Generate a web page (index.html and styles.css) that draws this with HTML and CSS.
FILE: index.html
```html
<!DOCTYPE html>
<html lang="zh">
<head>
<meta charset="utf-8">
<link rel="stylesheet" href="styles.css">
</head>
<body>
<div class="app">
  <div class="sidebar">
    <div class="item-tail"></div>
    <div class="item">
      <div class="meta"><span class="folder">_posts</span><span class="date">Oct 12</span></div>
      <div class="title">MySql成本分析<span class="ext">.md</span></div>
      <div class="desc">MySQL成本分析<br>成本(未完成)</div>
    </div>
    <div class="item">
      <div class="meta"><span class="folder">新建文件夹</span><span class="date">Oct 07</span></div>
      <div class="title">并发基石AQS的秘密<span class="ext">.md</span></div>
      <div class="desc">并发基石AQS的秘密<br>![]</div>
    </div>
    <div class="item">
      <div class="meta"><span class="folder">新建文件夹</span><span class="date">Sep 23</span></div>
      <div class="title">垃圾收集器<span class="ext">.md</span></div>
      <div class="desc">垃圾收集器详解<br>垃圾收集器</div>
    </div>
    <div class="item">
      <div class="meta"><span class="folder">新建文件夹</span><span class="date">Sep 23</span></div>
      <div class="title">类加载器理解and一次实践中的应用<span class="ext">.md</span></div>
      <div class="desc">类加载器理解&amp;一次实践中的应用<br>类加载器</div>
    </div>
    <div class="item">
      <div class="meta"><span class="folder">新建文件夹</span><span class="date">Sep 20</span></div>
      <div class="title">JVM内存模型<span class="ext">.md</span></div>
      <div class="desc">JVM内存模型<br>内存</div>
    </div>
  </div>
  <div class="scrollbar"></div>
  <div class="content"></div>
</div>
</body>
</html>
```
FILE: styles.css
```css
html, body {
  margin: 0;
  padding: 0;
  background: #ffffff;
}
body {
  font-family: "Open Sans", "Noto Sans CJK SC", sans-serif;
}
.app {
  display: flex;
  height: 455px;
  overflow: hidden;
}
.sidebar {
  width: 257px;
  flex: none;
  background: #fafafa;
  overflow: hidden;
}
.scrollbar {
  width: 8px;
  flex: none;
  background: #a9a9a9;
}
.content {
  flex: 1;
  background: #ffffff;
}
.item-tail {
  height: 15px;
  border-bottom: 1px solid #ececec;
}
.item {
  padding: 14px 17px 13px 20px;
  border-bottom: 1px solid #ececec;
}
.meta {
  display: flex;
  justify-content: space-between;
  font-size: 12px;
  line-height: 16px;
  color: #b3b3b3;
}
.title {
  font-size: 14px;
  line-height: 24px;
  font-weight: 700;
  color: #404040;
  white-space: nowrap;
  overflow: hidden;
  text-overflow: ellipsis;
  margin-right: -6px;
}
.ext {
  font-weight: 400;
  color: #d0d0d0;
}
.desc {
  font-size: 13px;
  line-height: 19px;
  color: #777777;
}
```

· · · ·

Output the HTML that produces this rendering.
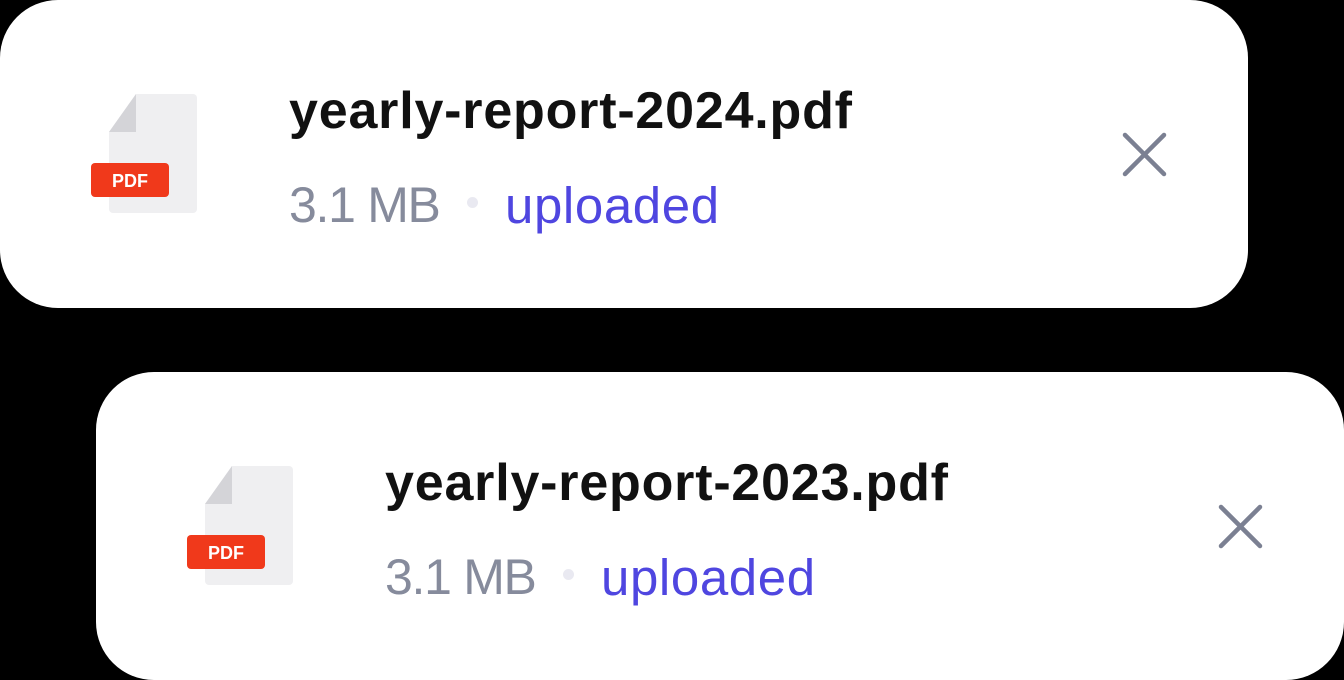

· · · ·

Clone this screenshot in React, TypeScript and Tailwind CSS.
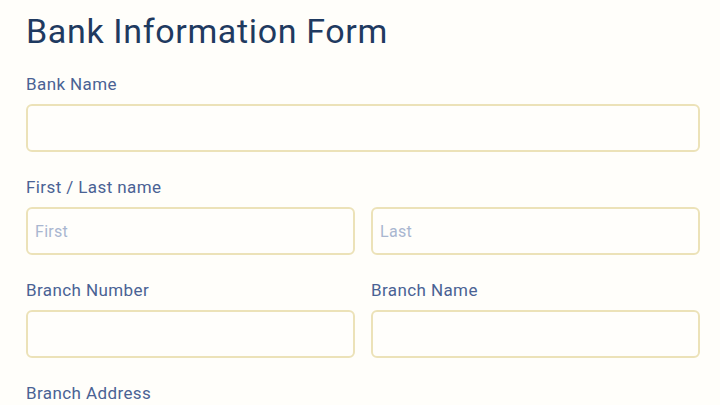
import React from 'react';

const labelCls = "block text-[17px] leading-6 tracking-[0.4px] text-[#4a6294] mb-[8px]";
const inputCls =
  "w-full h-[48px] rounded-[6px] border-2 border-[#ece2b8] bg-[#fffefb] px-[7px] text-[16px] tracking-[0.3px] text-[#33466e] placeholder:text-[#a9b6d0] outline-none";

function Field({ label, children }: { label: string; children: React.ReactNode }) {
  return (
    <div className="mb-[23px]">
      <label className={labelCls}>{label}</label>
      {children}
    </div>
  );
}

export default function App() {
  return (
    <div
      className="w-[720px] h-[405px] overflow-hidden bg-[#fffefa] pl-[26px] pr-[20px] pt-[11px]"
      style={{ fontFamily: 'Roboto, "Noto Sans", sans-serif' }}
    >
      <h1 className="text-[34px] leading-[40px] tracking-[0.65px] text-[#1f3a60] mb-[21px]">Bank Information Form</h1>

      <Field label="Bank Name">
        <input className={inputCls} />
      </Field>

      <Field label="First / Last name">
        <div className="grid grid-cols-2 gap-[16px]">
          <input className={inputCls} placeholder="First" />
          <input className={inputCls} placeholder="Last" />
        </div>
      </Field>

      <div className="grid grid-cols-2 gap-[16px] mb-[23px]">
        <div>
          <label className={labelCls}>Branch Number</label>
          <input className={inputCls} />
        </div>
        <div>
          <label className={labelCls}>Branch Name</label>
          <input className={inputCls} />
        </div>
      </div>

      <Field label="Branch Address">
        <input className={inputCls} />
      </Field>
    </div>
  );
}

· · · ·

● Brief
Pick every line with "that" in it and copy it.

● The output
Generate a web page (index.html and styles.css) that draws this with HTML and CSS.
Output the HTML that produces this rendering.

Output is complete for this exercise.